Aim:
Exact reproduction of the data is required, with images excluded.

Dataset content:

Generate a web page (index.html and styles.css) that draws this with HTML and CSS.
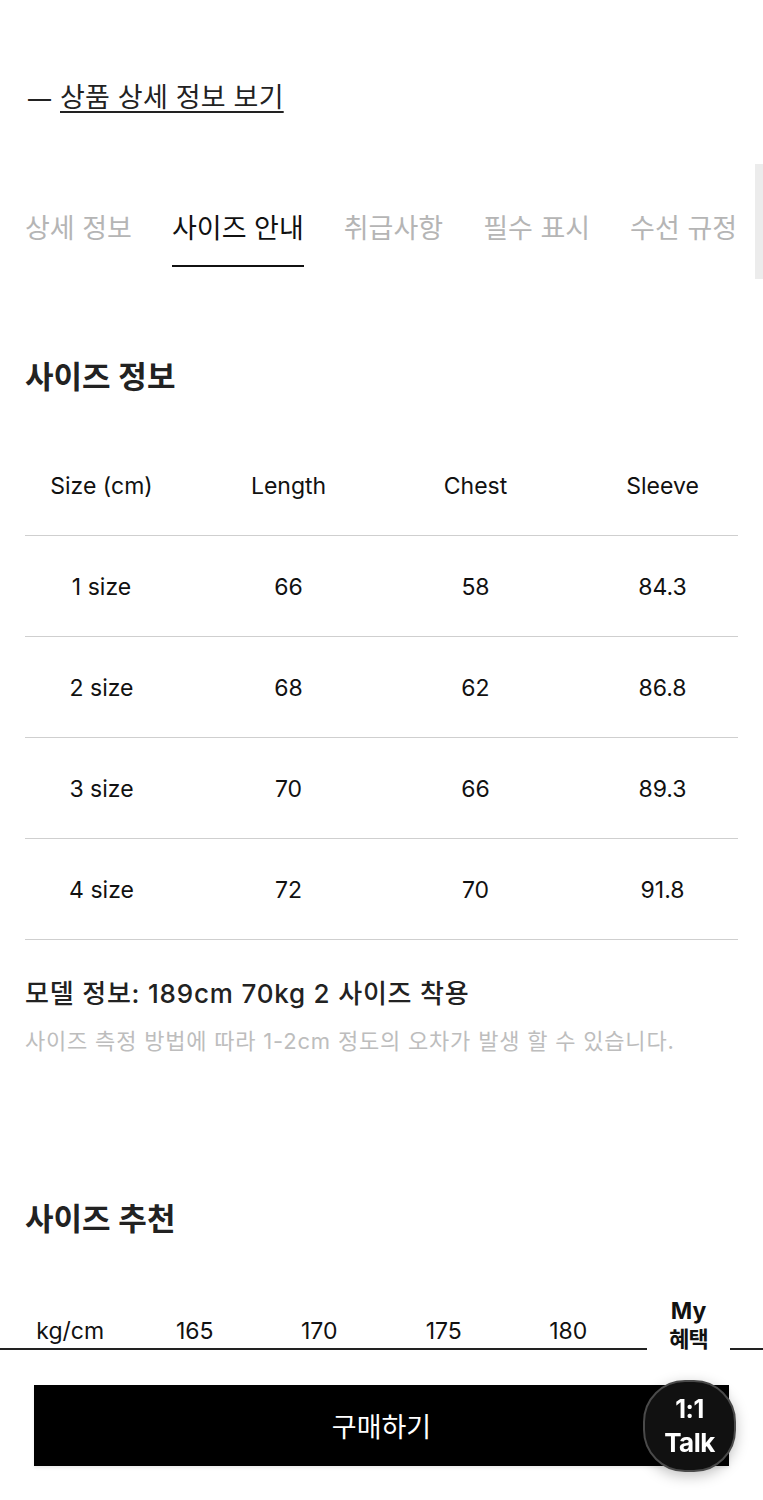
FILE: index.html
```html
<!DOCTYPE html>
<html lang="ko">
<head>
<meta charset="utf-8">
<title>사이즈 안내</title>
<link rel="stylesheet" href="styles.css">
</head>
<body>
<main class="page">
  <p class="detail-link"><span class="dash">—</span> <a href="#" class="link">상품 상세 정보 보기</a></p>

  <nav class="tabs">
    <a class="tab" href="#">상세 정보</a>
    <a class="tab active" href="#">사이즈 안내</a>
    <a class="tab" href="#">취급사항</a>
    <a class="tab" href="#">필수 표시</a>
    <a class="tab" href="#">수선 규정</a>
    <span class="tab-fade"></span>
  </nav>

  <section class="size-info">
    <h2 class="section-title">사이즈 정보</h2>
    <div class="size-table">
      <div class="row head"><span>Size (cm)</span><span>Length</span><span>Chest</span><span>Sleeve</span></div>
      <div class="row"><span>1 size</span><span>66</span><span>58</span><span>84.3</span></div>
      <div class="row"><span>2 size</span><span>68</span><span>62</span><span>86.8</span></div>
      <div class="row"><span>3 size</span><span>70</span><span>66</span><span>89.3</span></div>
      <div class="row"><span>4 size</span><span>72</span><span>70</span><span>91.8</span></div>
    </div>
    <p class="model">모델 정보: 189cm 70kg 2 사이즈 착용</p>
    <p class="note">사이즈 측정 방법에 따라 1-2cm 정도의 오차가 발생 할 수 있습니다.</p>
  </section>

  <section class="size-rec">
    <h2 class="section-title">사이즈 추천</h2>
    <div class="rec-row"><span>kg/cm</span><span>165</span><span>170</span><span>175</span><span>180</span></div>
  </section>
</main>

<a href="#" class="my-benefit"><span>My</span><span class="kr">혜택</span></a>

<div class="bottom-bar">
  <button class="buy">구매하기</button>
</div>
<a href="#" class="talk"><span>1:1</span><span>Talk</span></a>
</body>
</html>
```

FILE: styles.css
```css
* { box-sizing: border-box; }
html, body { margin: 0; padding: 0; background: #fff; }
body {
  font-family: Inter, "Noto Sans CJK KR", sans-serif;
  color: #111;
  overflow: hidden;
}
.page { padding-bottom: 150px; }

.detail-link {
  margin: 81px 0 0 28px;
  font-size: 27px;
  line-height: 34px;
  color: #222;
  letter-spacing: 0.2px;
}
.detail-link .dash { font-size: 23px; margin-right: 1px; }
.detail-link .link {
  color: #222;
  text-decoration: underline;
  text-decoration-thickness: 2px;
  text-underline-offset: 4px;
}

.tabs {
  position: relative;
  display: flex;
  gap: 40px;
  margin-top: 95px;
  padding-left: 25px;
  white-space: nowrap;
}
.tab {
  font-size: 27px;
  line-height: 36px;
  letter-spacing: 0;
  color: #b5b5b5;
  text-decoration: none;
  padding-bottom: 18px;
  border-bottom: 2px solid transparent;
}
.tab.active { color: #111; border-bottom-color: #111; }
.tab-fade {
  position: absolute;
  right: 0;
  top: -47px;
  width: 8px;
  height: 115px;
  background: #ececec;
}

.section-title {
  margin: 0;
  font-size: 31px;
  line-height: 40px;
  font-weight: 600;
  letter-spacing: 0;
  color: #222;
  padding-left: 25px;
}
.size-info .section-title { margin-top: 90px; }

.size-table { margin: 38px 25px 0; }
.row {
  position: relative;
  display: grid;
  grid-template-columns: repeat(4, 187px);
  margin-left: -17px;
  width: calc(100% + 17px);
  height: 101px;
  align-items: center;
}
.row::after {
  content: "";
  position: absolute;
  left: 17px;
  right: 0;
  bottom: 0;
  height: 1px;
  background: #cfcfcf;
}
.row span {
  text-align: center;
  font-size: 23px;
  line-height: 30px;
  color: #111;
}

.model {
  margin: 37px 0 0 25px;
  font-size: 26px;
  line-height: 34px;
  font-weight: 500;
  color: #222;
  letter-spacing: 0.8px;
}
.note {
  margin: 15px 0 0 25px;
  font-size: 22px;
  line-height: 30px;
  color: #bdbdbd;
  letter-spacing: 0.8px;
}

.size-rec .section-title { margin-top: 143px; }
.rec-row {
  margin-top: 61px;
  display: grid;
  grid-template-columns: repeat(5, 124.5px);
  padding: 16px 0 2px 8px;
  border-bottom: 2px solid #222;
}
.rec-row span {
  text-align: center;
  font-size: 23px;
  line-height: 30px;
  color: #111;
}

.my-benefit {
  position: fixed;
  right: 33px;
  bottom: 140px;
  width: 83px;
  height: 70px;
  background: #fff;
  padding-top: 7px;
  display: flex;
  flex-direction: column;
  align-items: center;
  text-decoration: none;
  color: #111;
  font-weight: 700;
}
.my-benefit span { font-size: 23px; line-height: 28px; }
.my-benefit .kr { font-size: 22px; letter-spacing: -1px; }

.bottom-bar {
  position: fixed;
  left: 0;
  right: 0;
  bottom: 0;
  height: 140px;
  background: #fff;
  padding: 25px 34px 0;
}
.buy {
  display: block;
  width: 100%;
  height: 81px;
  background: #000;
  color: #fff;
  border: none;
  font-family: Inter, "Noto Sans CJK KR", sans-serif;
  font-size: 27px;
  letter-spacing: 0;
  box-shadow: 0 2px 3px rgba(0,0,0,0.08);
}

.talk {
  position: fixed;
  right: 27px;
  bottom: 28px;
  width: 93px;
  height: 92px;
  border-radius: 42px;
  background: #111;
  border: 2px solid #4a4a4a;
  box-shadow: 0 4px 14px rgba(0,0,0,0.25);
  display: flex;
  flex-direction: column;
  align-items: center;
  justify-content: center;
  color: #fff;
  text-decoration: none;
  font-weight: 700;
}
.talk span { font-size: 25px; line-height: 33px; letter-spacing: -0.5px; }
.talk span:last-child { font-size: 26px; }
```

Output of the exercise:
Generate a web page (index.html and styles.css) that draws this with HTML and CSS.
FILE: index.html
```html
<!DOCTYPE html>
<html lang="ko">
<head>
<meta charset="utf-8">
<title>사이즈 안내</title>
<link rel="stylesheet" href="styles.css">
</head>
<body>
<main class="page">
  <p class="detail-link"><span class="dash">—</span> <a href="#" class="link">상품 상세 정보 보기</a></p>

  <nav class="tabs">
    <a class="tab" href="#">상세 정보</a>
    <a class="tab active" href="#">사이즈 안내</a>
    <a class="tab" href="#">취급사항</a>
    <a class="tab" href="#">필수 표시</a>
    <a class="tab" href="#">수선 규정</a>
    <span class="tab-fade"></span>
  </nav>

  <section class="size-info">
    <h2 class="section-title">사이즈 정보</h2>
    <div class="size-table">
      <div class="row head"><span>Size (cm)</span><span>Length</span><span>Chest</span><span>Sleeve</span></div>
      <div class="row"><span>1 size</span><span>66</span><span>58</span><span>84.3</span></div>
      <div class="row"><span>2 size</span><span>68</span><span>62</span><span>86.8</span></div>
      <div class="row"><span>3 size</span><span>70</span><span>66</span><span>89.3</span></div>
      <div class="row"><span>4 size</span><span>72</span><span>70</span><span>91.8</span></div>
    </div>
    <p class="model">모델 정보: 189cm 70kg 2 사이즈 착용</p>
    <p class="note">사이즈 측정 방법에 따라 1-2cm 정도의 오차가 발생 할 수 있습니다.</p>
  </section>

  <section class="size-rec">
    <h2 class="section-title">사이즈 추천</h2>
    <div class="rec-row"><span>kg/cm</span><span>165</span><span>170</span><span>175</span><span>180</span></div>
  </section>
</main>

<a href="#" class="my-benefit"><span>My</span><span class="kr">혜택</span></a>

<div class="bottom-bar">
  <button class="buy">구매하기</button>
</div>
<a href="#" class="talk"><span>1:1</span><span>Talk</span></a>
</body>
</html>
```

FILE: styles.css
```css
* { box-sizing: border-box; }
html, body { margin: 0; padding: 0; background: #fff; }
body {
  font-family: Inter, "Noto Sans CJK KR", sans-serif;
  color: #111;
  overflow: hidden;
}
.page { padding-bottom: 150px; }

.detail-link {
  margin: 81px 0 0 28px;
  font-size: 27px;
  line-height: 34px;
  color: #222;
  letter-spacing: 0.2px;
}
.detail-link .dash { font-size: 23px; margin-right: 1px; }
.detail-link .link {
  color: #222;
  text-decoration: underline;
  text-decoration-thickness: 2px;
  text-underline-offset: 4px;
}

.tabs {
  position: relative;
  display: flex;
  gap: 40px;
  margin-top: 95px;
  padding-left: 25px;
  white-space: nowrap;
}
.tab {
  font-size: 27px;
  line-height: 36px;
  letter-spacing: 0;
  color: #b5b5b5;
  text-decoration: none;
  padding-bottom: 18px;
  border-bottom: 2px solid transparent;
}
.tab.active { color: #111; border-bottom-color: #111; }
.tab-fade {
  position: absolute;
  right: 0;
  top: -47px;
  width: 8px;
  height: 115px;
  background: #ececec;
}

.section-title {
  margin: 0;
  font-size: 31px;
  line-height: 40px;
  font-weight: 600;
  letter-spacing: 0;
  color: #222;
  padding-left: 25px;
}
.size-info .section-title { margin-top: 90px; }

.size-table { margin: 38px 25px 0; }
.row {
  position: relative;
  display: grid;
  grid-template-columns: repeat(4, 187px);
  margin-left: -17px;
  width: calc(100% + 17px);
  height: 101px;
  align-items: center;
}
.row::after {
  content: "";
  position: absolute;
  left: 17px;
  right: 0;
  bottom: 0;
  height: 1px;
  background: #cfcfcf;
}
.row span {
  text-align: center;
  font-size: 23px;
  line-height: 30px;
  color: #111;
}

.model {
  margin: 37px 0 0 25px;
  font-size: 26px;
  line-height: 34px;
  font-weight: 500;
  color: #222;
  letter-spacing: 0.8px;
}
.note {
  margin: 15px 0 0 25px;
  font-size: 22px;
  line-height: 30px;
  color: #bdbdbd;
  letter-spacing: 0.8px;
}

.size-rec .section-title { margin-top: 143px; }
.rec-row {
  margin-top: 61px;
  display: grid;
  grid-template-columns: repeat(5, 124.5px);
  padding: 16px 0 2px 8px;
  border-bottom: 2px solid #222;
}
.rec-row span {
  text-align: center;
  font-size: 23px;
  line-height: 30px;
  color: #111;
}

.my-benefit {
  position: fixed;
  right: 33px;
  bottom: 140px;
  width: 83px;
  height: 70px;
  background: #fff;
  padding-top: 7px;
  display: flex;
  flex-direction: column;
  align-items: center;
  text-decoration: none;
  color: #111;
  font-weight: 700;
}
.my-benefit span { font-size: 23px; line-height: 28px; }
.my-benefit .kr { font-size: 22px; letter-spacing: -1px; }

.bottom-bar {
  position: fixed;
  left: 0;
  right: 0;
  bottom: 0;
  height: 140px;
  background: #fff;
  padding: 25px 34px 0;
}
.buy {
  display: block;
  width: 100%;
  height: 81px;
  background: #000;
  color: #fff;
  border: none;
  font-family: Inter, "Noto Sans CJK KR", sans-serif;
  font-size: 27px;
  letter-spacing: 0;
  box-shadow: 0 2px 3px rgba(0,0,0,0.08);
}

.talk {
  position: fixed;
  right: 27px;
  bottom: 28px;
  width: 93px;
  height: 92px;
  border-radius: 42px;
  background: #111;
  border: 2px solid #4a4a4a;
  box-shadow: 0 4px 14px rgba(0,0,0,0.25);
  display: flex;
  flex-direction: column;
  align-items: center;
  justify-content: center;
  color: #fff;
  text-decoration: none;
  font-weight: 700;
}
.talk span { font-size: 25px; line-height: 33px; letter-spacing: -0.5px; }
.talk span:last-child { font-size: 26px; }
```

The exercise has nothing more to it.